_Stated goal_
An exact copy of all the data is required, with pictures left out.
* * *
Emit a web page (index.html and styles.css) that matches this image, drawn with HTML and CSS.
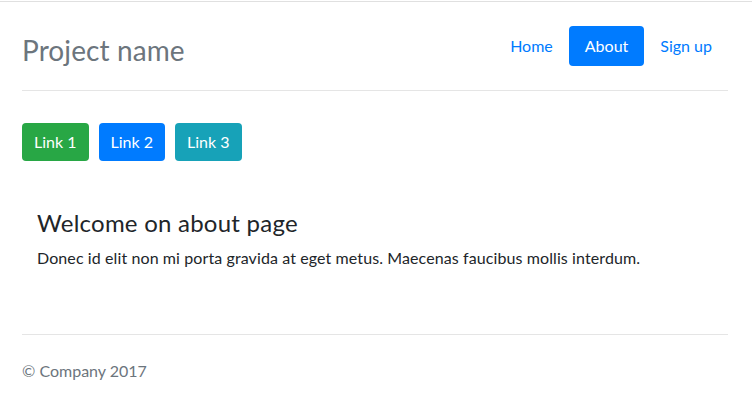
FILE: index.html
```html
<!DOCTYPE html>
<html lang="en">
<head>
<meta charset="utf-8">
<title>Project name - About</title>
<link rel="stylesheet" href="styles.css">
</head>
<body>
<div class="topline"></div>
<div class="container">
  <header class="header">
    <h3 class="brand">Project name</h3>
    <nav class="nav">
      <a class="nav-link" href="#">Home</a>
      <a class="nav-link active" href="#">About</a>
      <a class="nav-link" href="#">Sign up</a>
    </nav>
  </header>
  <div class="buttons">
    <a class="btn btn-green" href="#">Link 1</a>
    <a class="btn btn-blue" href="#">Link 2</a>
    <a class="btn btn-teal" href="#">Link 3</a>
  </div>
  <main class="content">
    <h4 class="title">Welcome on about page</h4>
    <p class="text">Donec id elit non mi porta gravida at eget metus. Maecenas faucibus mollis interdum.</p>
  </main>
  <footer class="footer">
    <p>&copy; Company 2017</p>
  </footer>
</div>
</body>
</html>
```
FILE: styles.css
```css
* { box-sizing: border-box; }
html, body {
  margin: 0;
  padding: 0;
  background: #fff;
}
body {
  font-family: Lato, "Noto Sans", sans-serif;
  font-size: 16px;
  line-height: 1.5;
  color: #212529;
}
.topline {
  margin-top: 1px;
  border-top: 1px solid #e0e0e0;
}
.container {
  padding: 24px 24px 0 22px;
}
.header {
  display: flex;
  justify-content: space-between;
  align-items: flex-start;
  padding-bottom: 16px;
  border-bottom: 1px solid #e5e5e5;
}
.brand {
  margin: 0;
  font-size: 28px;
  font-weight: 400;
  line-height: 48px;
  color: #6c757d;
  letter-spacing: 0.1px;
}
.nav {
  display: flex;
}
.nav-link {
  display: block;
  padding: 8px 16px;
  color: #007bff;
  text-decoration: none;
  border-radius: 4px;
  line-height: 24px;
}
.nav-link.active {
  background: #007bff;
  color: #fff;
}
.buttons {
  display: flex;
  gap: 10px;
  margin-top: 32px;
}
.btn {
  display: inline-block;
  padding: 7px 12px;
  line-height: 24px;
  color: #fff;
  text-decoration: none;
  border-radius: 4px;
  border: 0;
}
.btn-green { background: #28a745; }
.btn-blue { background: #007bff; }
.btn-teal { background: #17a2b8; }
.content {
  padding: 48px 15px 64px;
}
.title {
  margin: 0 0 8px;
  font-size: 24px;
  font-weight: 400;
  line-height: 1.2;
  letter-spacing: 0.24px;
}
.text {
  margin: 0;
  letter-spacing: 0.1px;
}
.footer {
  border-top: 1px solid #e5e5e5;
  padding-top: 24px;
  color: #6c757d;
}
.footer p {
  margin: 0;
}
```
* * *
_Task result_
Emit a web page (index.html and styles.css) that matches this image, drawn with HTML and CSS.
FILE: index.html
```html
<!DOCTYPE html>
<html lang="en">
<head>
<meta charset="utf-8">
<title>Project name - About</title>
<link rel="stylesheet" href="styles.css">
</head>
<body>
<div class="topline"></div>
<div class="container">
  <header class="header">
    <h3 class="brand">Project name</h3>
    <nav class="nav">
      <a class="nav-link" href="#">Home</a>
      <a class="nav-link active" href="#">About</a>
      <a class="nav-link" href="#">Sign up</a>
    </nav>
  </header>
  <div class="buttons">
    <a class="btn btn-green" href="#">Link 1</a>
    <a class="btn btn-blue" href="#">Link 2</a>
    <a class="btn btn-teal" href="#">Link 3</a>
  </div>
  <main class="content">
    <h4 class="title">Welcome on about page</h4>
    <p class="text">Donec id elit non mi porta gravida at eget metus. Maecenas faucibus mollis interdum.</p>
  </main>
  <footer class="footer">
    <p>&copy; Company 2017</p>
  </footer>
</div>
</body>
</html>
```
FILE: styles.css
```css
* { box-sizing: border-box; }
html, body {
  margin: 0;
  padding: 0;
  background: #fff;
}
body {
  font-family: Lato, "Noto Sans", sans-serif;
  font-size: 16px;
  line-height: 1.5;
  color: #212529;
}
.topline {
  margin-top: 1px;
  border-top: 1px solid #e0e0e0;
}
.container {
  padding: 24px 24px 0 22px;
}
.header {
  display: flex;
  justify-content: space-between;
  align-items: flex-start;
  padding-bottom: 16px;
  border-bottom: 1px solid #e5e5e5;
}
.brand {
  margin: 0;
  font-size: 28px;
  font-weight: 400;
  line-height: 48px;
  color: #6c757d;
  letter-spacing: 0.1px;
}
.nav {
  display: flex;
}
.nav-link {
  display: block;
  padding: 8px 16px;
  color: #007bff;
  text-decoration: none;
  border-radius: 4px;
  line-height: 24px;
}
.nav-link.active {
  background: #007bff;
  color: #fff;
}
.buttons {
  display: flex;
  gap: 10px;
  margin-top: 32px;
}
.btn {
  display: inline-block;
  padding: 7px 12px;
  line-height: 24px;
  color: #fff;
  text-decoration: none;
  border-radius: 4px;
  border: 0;
}
.btn-green { background: #28a745; }
.btn-blue { background: #007bff; }
.btn-teal { background: #17a2b8; }
.content {
  padding: 48px 15px 64px;
}
.title {
  margin: 0 0 8px;
  font-size: 24px;
  font-weight: 400;
  line-height: 1.2;
  letter-spacing: 0.24px;
}
.text {
  margin: 0;
  letter-spacing: 0.1px;
}
.footer {
  border-top: 1px solid #e5e5e5;
  padding-top: 24px;
  color: #6c757d;
}
.footer p {
  margin: 0;
}
```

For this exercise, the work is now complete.